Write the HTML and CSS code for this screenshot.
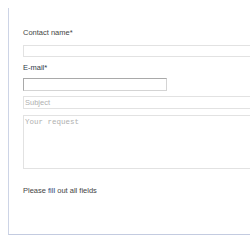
FILE: index.html
```html
<!DOCTYPE html>
<html>
<head>
<meta charset="utf-8">
<link rel="stylesheet" href="styles.css">
</head>
<body>
<div class="panel">
  <form class="form">
    <label class="label label-name">Contact name*</label>
    <input class="field field-wide" type="text">
    <label class="label label-mail">E-mail*</label>
    <input class="field field-mail" type="text">
    <input class="field field-wide field-subject" type="text" placeholder="Subject">
    <textarea class="field field-wide field-text" placeholder="Your request"></textarea>
    <p class="note">Please <span class="hl">fill</span> out all fields</p>
  </form>
</div>
</body>
</html>
```
FILE: styles.css
```css
html, body {
  margin: 0;
  padding: 0;
  background: #fff;
  overflow: hidden;
}
body {
  padding: 8px 0 0 8px;
  font-family: "Liberation Sans", Arial, sans-serif;
  font-size: 7.5px;
  color: #444;
}
.panel {
  width: 242px;
  height: 227px;
  overflow: hidden;
  border-left: 1px solid #cdd4e6;
  border-bottom: 1px solid #c3cbe0;
  box-sizing: border-box;
  padding: 20px 0 0 14px;
}
.form {
  display: flex;
  flex-direction: column;
  align-items: flex-start;
}
.label {
  display: block;
  line-height: 10px;
  height: 10px;
}
.label-name { margin-bottom: 7px; }
.label-mail { margin-top: 6px; margin-bottom: 5px; color: #2f3a4a; }
.field {
  box-sizing: border-box;
  margin: 0;
  padding: 0 1px;
  font-family: "Liberation Sans", Arial, sans-serif;
  font-size: 7.5px;
  background: #fff;
  outline: none;
}
.field-wide {
  width: 240px;
  height: 12px;
  border: 1px solid #e2e2e2;
}
.field-mail {
  width: 144px;
  height: 13px;
  border: 1px solid #a9a9a9;
  border-right-color: #d4d4d4;
  border-bottom-color: #d4d4d4;
}
.field-subject {
  height: 13px;
  margin-top: 5px;
}
.field-text {
  height: 54px;
  margin-top: 6px;
  resize: none;
  font-family: "Liberation Mono", monospace;
  padding: 2px 1px;
}
.field::placeholder { color: #b0b0b0; }
.note {
  margin: 17px 0 0 0;
  line-height: 10px;
}
.hl { color: #2a4a7a; }
```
————
**TASK:**
All of the lines above should be printed exactly, minus the pictures.

**IN RESPONSE:**
Write the HTML and CSS code for this screenshot.
FILE: index.html
```html
<!DOCTYPE html>
<html>
<head>
<meta charset="utf-8">
<link rel="stylesheet" href="styles.css">
</head>
<body>
<div class="panel">
  <form class="form">
    <label class="label label-name">Contact name*</label>
    <input class="field field-wide" type="text">
    <label class="label label-mail">E-mail*</label>
    <input class="field field-mail" type="text">
    <input class="field field-wide field-subject" type="text" placeholder="Subject">
    <textarea class="field field-wide field-text" placeholder="Your request"></textarea>
    <p class="note">Please <span class="hl">fill</span> out all fields</p>
  </form>
</div>
</body>
</html>
```
FILE: styles.css
```css
html, body {
  margin: 0;
  padding: 0;
  background: #fff;
  overflow: hidden;
}
body {
  padding: 8px 0 0 8px;
  font-family: "Liberation Sans", Arial, sans-serif;
  font-size: 7.5px;
  color: #444;
}
.panel {
  width: 242px;
  height: 227px;
  overflow: hidden;
  border-left: 1px solid #cdd4e6;
  border-bottom: 1px solid #c3cbe0;
  box-sizing: border-box;
  padding: 20px 0 0 14px;
}
.form {
  display: flex;
  flex-direction: column;
  align-items: flex-start;
}
.label {
  display: block;
  line-height: 10px;
  height: 10px;
}
.label-name { margin-bottom: 7px; }
.label-mail { margin-top: 6px; margin-bottom: 5px; color: #2f3a4a; }
.field {
  box-sizing: border-box;
  margin: 0;
  padding: 0 1px;
  font-family: "Liberation Sans", Arial, sans-serif;
  font-size: 7.5px;
  background: #fff;
  outline: none;
}
.field-wide {
  width: 240px;
  height: 12px;
  border: 1px solid #e2e2e2;
}
.field-mail {
  width: 144px;
  height: 13px;
  border: 1px solid #a9a9a9;
  border-right-color: #d4d4d4;
  border-bottom-color: #d4d4d4;
}
.field-subject {
  height: 13px;
  margin-top: 5px;
}
.field-text {
  height: 54px;
  margin-top: 6px;
  resize: none;
  font-family: "Liberation Mono", monospace;
  padding: 2px 1px;
}
.field::placeholder { color: #b0b0b0; }
.note {
  margin: 17px 0 0 0;
  line-height: 10px;
}
.hl { color: #2a4a7a; }
```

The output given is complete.